631	    * simple design
632	    * performance where critical

634	There are five issues that make SCP (TMP) inadequate for our use:
635	    * SCP can deadlock, unless unlimited amounts of memory is available.
636	    * it has no provision for multiplexing multiple protocols over the same
637	      transport TCP connection, essential for graceful transition without
638	      dependency on the currently incomplete NG design, and to allow other uses
639	      which could use the same multiplexed connection (e.g. applet communication
640	      with serverlets).
641	    * SCP's 8 byte overhead is not reasonable most of the time. WebMUX uses four
642	      bytes in the default case. The design below permits an 8 byte header if
643	      you care to preserve 64 bit alignment at the cost of bytes. In practice,
644	      there seems few data formats or architectures that actually require more
645	      than 32 bit alignment.
646	    * Without some form of flow control, infinite buffering in clients
647	      (receivers) would be required.
648	    * Alignment is preserved in the data stream. This allows compact, high speed
649	      (un)marshalling code in implementations of binary protocols, without extra
650	      data copies, which in such protocols can be significant overhead.
651	    * SCP SYN in Version 2 requires a second message, which costs a round trip.

653	So far, WebMUX is similar to SCP. There are some important differences:
654	    * deadlock-free (we believe), by a credit based flow control scheme.
655	    * allow multiple protocols to be multiplexed over same TCP connection (not
656	      available in SCP).
657	    * lower overhead than SCP, while preserving data alignment (very important
658	      for binary protocol marshaling code)
659	    * ability to build a full function socket interface above this protocol.
660	    * WebMUX avoids the SYN round trip of SCP V2 by session ID's being allocated
661	      in independent address spaces. This also avoids many of the state
662	      transitions of SCP, simplifying the protocol greatly.
663	    * SCP has 224 sessions, which seems highly excessive, and reserves 1024 of
664	      them for future use.

666		------------------------------------------------------

668	Closed Issues from Discussion and Mail

670	Some of the comments below allude to previous versions of the specification, and
671	may not make sense in the context of the current version. It will likely be
672	eliminated in future versions, but may answer some questions that arise when
673	reading this document.

675	Flow control: priority vs. credit schemes

677	Henrik and I have convinced ourselves there are fundamental differences between
678	a priority scheme and the credit scheme in this draft. They interact quite
679	differently with TCP, and priority schemes have no way to limit the total amount
680	of data being transmitted, though priority schemes are better matched to what
681	the Web wants. We've decided, at least for now, to defer any priority schemes to
682	higher level protocols.

684	Stacking Protocols and Transports (Stacks)

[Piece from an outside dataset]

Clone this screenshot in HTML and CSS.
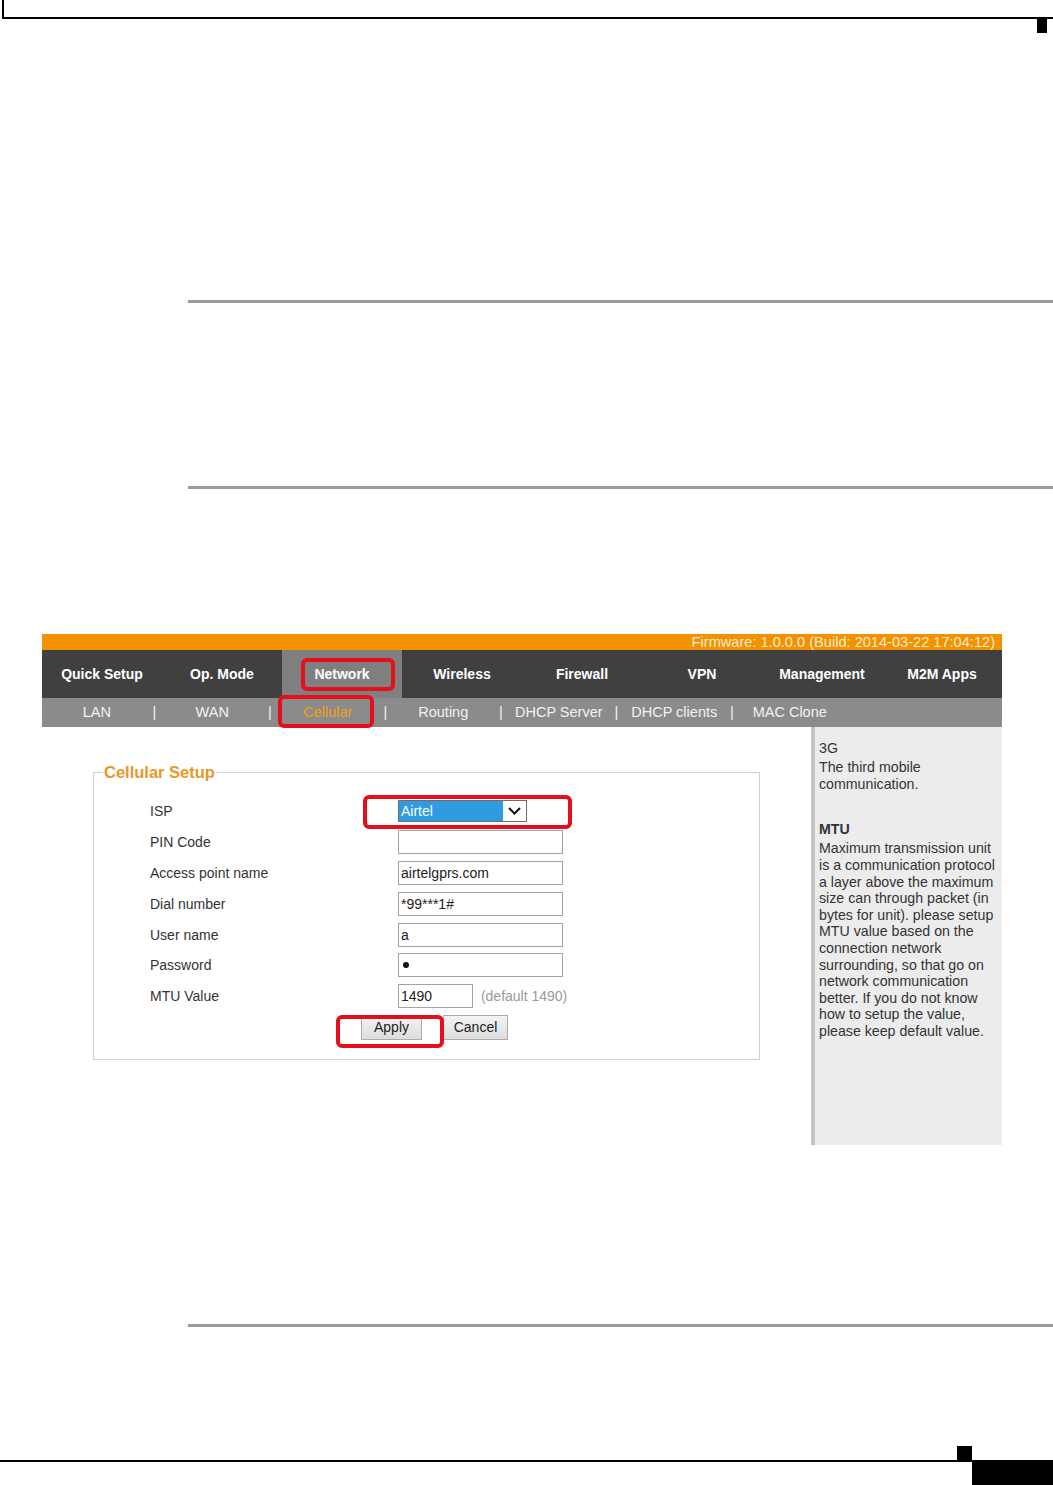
FILE: index.html
```html
<!DOCTYPE html>
<html>
<head>
<meta charset="utf-8">
<link rel="stylesheet" href="styles.css">
</head>
<body>
<div class="doc-head"></div>
<div class="head-mark"></div>

<div class="rule rule-1"></div>
<div class="rule rule-2"></div>

<div class="shot">
	<div class="fw-bar">Firmware: 1.0.0.0 (Build: 2014-03-22 17:04:12)</div>

	<div class="nav">
		<span class="nav-item">Quick Setup</span>
		<span class="nav-item">Op. Mode</span>
		<span class="nav-item active">Network</span>
		<span class="nav-item">Wireless</span>
		<span class="nav-item">Firewall</span>
		<span class="nav-item">VPN</span>
		<span class="nav-item">Management</span>
		<span class="nav-item">M2M Apps</span>
	</div>

	<div class="subnav">
		<span class="sub-item">LAN</span><span class="sub-sep">|</span>
		<span class="sub-item">WAN</span><span class="sub-sep">|</span>
		<span class="sub-item current">Cellular</span><span class="sub-sep">|</span>
		<span class="sub-item">Routing</span><span class="sub-sep">|</span>
		<span class="sub-item">DHCP Server</span><span class="sub-sep">|</span>
		<span class="sub-item">DHCP clients</span><span class="sub-sep">|</span>
		<span class="sub-item">MAC Clone</span>
	</div>

	<div class="shot-body">
		<div class="main">
			<fieldset class="setup">
				<legend>Cellular Setup</legend>
				<div class="form-grid">
					<div class="row">
						<span>ISP</span>
						<div class="select">
							<span class="sel-val">Airtel</span>
							<span class="sel-arrow"><svg width="13" height="8" viewBox="0 0 13 8"><polyline points="1,1 6.5,6.5 12,1" fill="none" stroke="#111" stroke-width="2"/></svg></span>
						</div>
					</div>
					<div class="row">
						<span>PIN Code</span>
						<input class="field" type="text" value="" readonly>
					</div>
					<div class="row">
						<span>Access point name</span>
						<input class="field" type="text" value="airtelgprs.com" readonly>
					</div>
					<div class="row">
						<span>Dial number</span>
						<input class="field" type="text" value="*99***1#" readonly>
					</div>
					<div class="row">
						<span>User name</span>
						<input class="field" type="text" value="a" readonly>
					</div>
					<div class="row">
						<span>Password</span>
						<div class="field pass"><span class="dot"></span></div>
					</div>
					<div class="row">
						<span>MTU Value</span>
						<div>
							<input class="field mtu" type="text" value="1490" readonly>
							<span class="hint">(default 1490)</span>
						</div>
					</div>
					<div class="actions">
						<button class="btn apply">Apply</button>
						<button class="btn cancel">Cancel</button>
					</div>
				</div>
			</fieldset>
		</div>

		<div class="aside">
			<div class="help-title">3G</div>
			<p>The third mobile communication.</p>
			<div class="help-title mtu-title">MTU</div>
			<p>Maximum transmission unit is a communication protocol a layer above the maximum size can through packet (in bytes for unit). please setup MTU value based on the connection network surrounding, so that go on network communication better. If you do not know how to setup the value, please keep default value.</p>
		</div>
	</div>

	<!-- red annotation boxes -->
	<div class="mark mark-network"></div>
	<div class="mark mark-cellular"></div>
	<div class="mark mark-isp"></div>
	<div class="mark mark-apply"></div>
</div>

<div class="rule rule-3"></div>

<div class="doc-foot">
	<div class="foot-left"><span class="foot-mark"></span></div>
	<div class="foot-tab"></div>
</div>
</body>
</html>
```

FILE: styles.css
```css
body {
	margin: 0;
	background: #fff;
	font-family: Arial, "Liberation Sans", Helvetica, sans-serif;
	color: #333;
	font-size: 14px;
}

/* page frame */
.doc-head {
	height: 17px;
	margin-left: 2px;
	border-left: 2px solid #000;
	border-bottom: 2px solid #000;
}
.head-mark {
	width: 10px;
	height: 14px;
	margin-left: 1037px;
	background: #000;
}

.rule {
	margin-left: 188px;
	height: 3px;
	background: #9a9a9a;
}
.rule-1 { margin-top: 267px; }
.rule-2 { margin-top: 183px; }
.rule-3 { margin-top: 179px; }

.doc-foot {
	margin-top: 119px;
	display: flex;
	align-items: flex-start;
}
.foot-left {
	width: 972px;
	height: 14px;
	border-bottom: 2px solid #000;
	display: flex;
	justify-content: flex-end;
}
.foot-mark {
	width: 15px;
	height: 14px;
	background: #000;
}
.foot-tab {
	flex: 1;
	margin-top: 14px;
	height: 25px;
	background: #000;
}

/* router screenshot */
.shot {
	position: relative;
	margin: 145px 0 0 42px;
	width: 960px;
}

.fw-bar {
	height: 16px;
	line-height: 16px;
	background: #f39200;
	color: #fdebd0;
	text-align: right;
	padding-right: 7px;
	font-size: 14.6px;
}

.nav {
	display: flex;
	height: 48px;
	background: #404040;
}
.nav-item {
	width: 120px;
	display: flex;
	align-items: center;
	justify-content: center;
	color: #fff;
	font-weight: bold;
	font-size: 14px;
}
.nav-item.active {
	background: #7f7f7f;
}

.subnav {
	display: flex;
	height: 29px;
	line-height: 29px;
	background: #8b8b8b;
	color: #f2f2f2;
	font-size: 14.5px;
}
.sub-item {
	width: 109.5px;
	text-align: center;
}
.sub-sep {
	width: 6px;
	text-align: center;
}
.sub-item.current {
	color: #f0a010;
}

.shot-body {
	display: flex;
	height: 418px;
}
.main {
	width: 769px;
	background: #fff;
}

.setup {
	margin: 36px 0 0 51px;
	width: 667px;
	box-sizing: border-box;
	border: 1px solid #d0d0d0;
	padding: 0;
}
.setup legend {
	margin-left: 9px;
	padding: 0 1px;
	line-height: 18px;
	font-size: 16.5px;
	font-weight: bold;
	color: #e8982a;
}

.form-grid {
	padding: 15px 0 19px 56px;
}
.row {
	display: grid;
	grid-template-columns: 248px auto;
	align-items: center;
	height: 30.8px;
}

.select {
	display: flex;
	width: 129px;
	height: 22px;
	box-sizing: border-box;
	border: 1px solid #6d6d6d;
	background: #fff;
}
.sel-val {
	flex: 1;
	background: #2f9be0;
	color: #fff;
	line-height: 20px;
	padding-left: 2px;
}
.sel-arrow {
	width: 23px;
	display: flex;
	align-items: center;
	justify-content: center;
}

.field {
	width: 165px;
	height: 24px;
	box-sizing: border-box;
	border: 1px solid #a3a3a3;
	padding: 0 2px;
	margin: 0;
	font-family: inherit;
	font-size: 14px;
	color: #222;
	background: #fff;
	outline: none;
}
.pass {
	display: flex;
	align-items: center;
	padding-left: 4px;
}
.dot {
	width: 6px;
	height: 6px;
	border-radius: 50%;
	background: #111;
}
.mtu {
	width: 75px;
	vertical-align: middle;
}
.hint {
	color: #9a9a9a;
	margin-left: 4px;
	vertical-align: middle;
}

.actions {
	display: flex;
	gap: 21px;
	margin-top: 3px;
	padding-left: 211px;
}
.btn {
	height: 25px;
	border: 1px solid #acacac;
	background: linear-gradient(#f4f4f4, #dddddd);
	font-family: inherit;
	font-size: 14px;
	color: #222;
	padding: 0;
}
.apply { width: 61px; }
.cancel { width: 65px; }

.aside {
	flex: 1;
	background: #ececec;
	border-left: 4px solid #c3c3c3;
	padding: 13px 1px 0 4px;
	line-height: 16.6px;
	font-size: 14.2px;
	color: #333;
}
.aside p {
	margin: 0;
}
.help-title {
	margin-bottom: 2.5px;
}
.mtu-title {
	margin-top: 29px;
	font-weight: bold;
}

.mark {
	position: absolute;
	border: 4px solid #e3101c;
	border-radius: 6px;
	box-sizing: border-box;
}
.mark-network { left: 259px; top: 24px; width: 94px; height: 33px; }
.mark-cellular { left: 236px; top: 61px; width: 96px; height: 33px; }
.mark-isp { left: 321px; top: 161px; width: 209px; height: 34px; }
.mark-apply { left: 294px; top: 381px; width: 108px; height: 33px; }
```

686	ILU [22] style protocol stacks are a GOOD THING. There have been too many
687	worries about the birthday problem for people to be comfortable with Bill
688	Janssen's hashing schemes (see Henrik Frystyk Nielsen and Robert Thau's mail on
689	this topic). We tried putting this directly in WebMUX in a previous version, and
690	experience shows that it didn't really help an implementer (in particular, Bill
691	Janssen while implementing ILU). This version has just the name of the protocol,
692	and it is left to others to implement any stacking (e.g. ILU).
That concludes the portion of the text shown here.